Conflict Resolution and Negotiation Skills for Supervisors

Conflict is a very normal and typical aspect of workplace relationships. When conflict is left unresolved or unaddressed employee morale is lowered, productivity decreases and performance declines. Many supervisors spend nearly 25 percent of their time resolving workplace conflicts without having any formalized training or an effective model that walks them through the necessary steps of effective conflict resolution and negotiation. This workshop will focus on helping supervisors develop and or enhance their conflict resolution and negotiation skills. 

The Adaptable Leader: Self-Awareness & Interpersonal Agility Skills

As a supervisor, you have to manage diverse personality types, ensure that the work gets done on time and in compliance and quickly adapt to change and uncertainty when necessary. As a result, now more than ever, interpersonal agility is a necessary leadership and supervisory skill.
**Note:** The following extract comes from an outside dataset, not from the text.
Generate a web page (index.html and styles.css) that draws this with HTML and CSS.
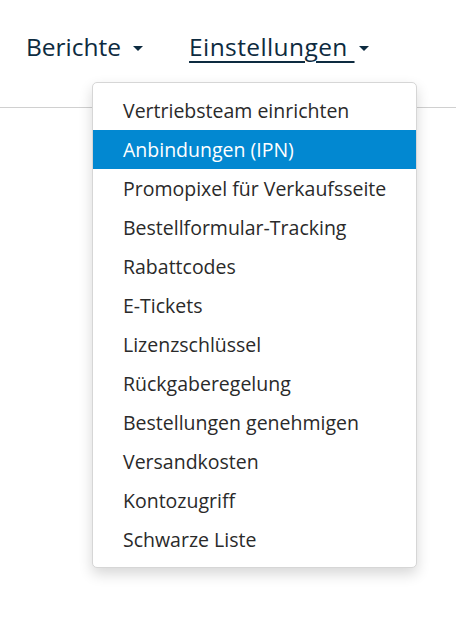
FILE: index.html
```html
<!DOCTYPE html>
<html lang="de">
<head>
<meta charset="utf-8">
<title>Einstellungen</title>
<link rel="stylesheet" href="styles.css">
</head>
<body>
<header class="topbar">
  <nav class="nav">
    <a class="nav-item" href="#"><span>Berichte</span><span class="caret"></span></a>
    <a class="nav-item active" href="#"><span class="ul">Einstellungen </span><span class="caret near"></span></a>
  </nav>
  <ul class="dropdown">
    <li><a href="#">Vertriebsteam einrichten</a></li>
    <li><a class="hl" href="#">Anbindungen (IPN)</a></li>
    <li><a href="#">Promopixel für Verkaufsseite</a></li>
    <li><a href="#">Bestellformular-Tracking</a></li>
    <li><a href="#">Rabattcodes</a></li>
    <li><a href="#">E-Tickets</a></li>
    <li><a href="#">Lizenzschlüssel</a></li>
    <li><a href="#">Rückgaberegelung</a></li>
    <li><a href="#">Bestellungen genehmigen</a></li>
    <li><a href="#">Versandkosten</a></li>
    <li><a href="#">Kontozugriff</a></li>
    <li><a href="#">Schwarze Liste</a></li>
  </ul>
</header>
</body>
</html>
```
FILE: styles.css
```css
html, body {
  margin: 0;
  padding: 0;
  background: #fff;
}
body {
  font-family: "Open Sans", "Noto Sans", sans-serif;
  width: 456px;
  height: 618px;
  overflow: hidden;
}
.topbar {
  position: relative;
  height: 107px;
  border-bottom: 1px solid #d0d0d0;
}
.nav {
  display: flex;
  gap: 46px;
  padding: 28px 0 0 26px;
}
.nav-item {
  color: #0d2b40;
  text-decoration: none;
  font-size: 24.5px;
  line-height: 38px;
  display: flex;
  align-items: center;
}
.nav-item .ul {
  text-decoration: underline;
  text-underline-offset: 5px;
  text-decoration-thickness: 2px;
  white-space: pre;
  letter-spacing: 0.4px;
}
.caret {
  display: inline-block;
  width: 0;
  height: 0;
  margin-left: 12px;
  margin-top: 2px;
  border-left: 5px solid transparent;
  border-right: 5px solid transparent;
  border-top: 5px solid #0d2b40;
}
.caret.near {
  margin-left: 4px;
}
.dropdown {
  position: absolute;
  left: 92px;
  top: 82px;
  width: 323px;
  margin: 0;
  padding: 8px 0 8px;
  list-style: none;
  background: #fff;
  border: 1px solid #d6d6d6;
  border-radius: 5px;
  box-shadow: 0 6px 14px rgba(0, 0, 0, 0.16);
}
.dropdown a {
  display: block;
  height: 39px;
  line-height: 39px;
  padding-left: 30px;
  font-size: 19.5px;
  color: #2a2a2a;
  text-decoration: none;
}
.dropdown a.hl {
  background: #0288d1;
  color: #fff;
}
```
The willingness to get out of your comfort zone, and learn continuously as a way of adapting to change and uncertainty in the workplace, makes the key difference between a successful leader and an unsuccessful one. This workshop will focus on how to develop interpersonal agility as a supervisor in order to adapt quickly, assess situations with greater skill and adjust your approach to the situation. 

Coaching and Feedback Skills for Supervisors

Getting your staff to bring their best ideas, skills and strategies to the work that they do is a key element of leadership. To do this effectively, you have to understand what drives each of your staff members, build connections between each person’s work and the organization’s mission and strategic objectives, provide timely feedback, and help your staff members learn and grow on an ongoing basis. Regular communication around development is essential and the way that this can happen authentically is via coaching conversations. In fact, the single most important managerial competency that separates highly effective managers from less effective ones is coaching, because more than half of employee learning and development takes place on the job. So if line supervisors and managers aren’t supportive and actively involved in an employee’s growth and development, employee growth is stunted and this affects your bottom line. It also has an effect on engagement and retention. This workshop will focus on helping supervisor’s fine-tune their coaching and feedback skills.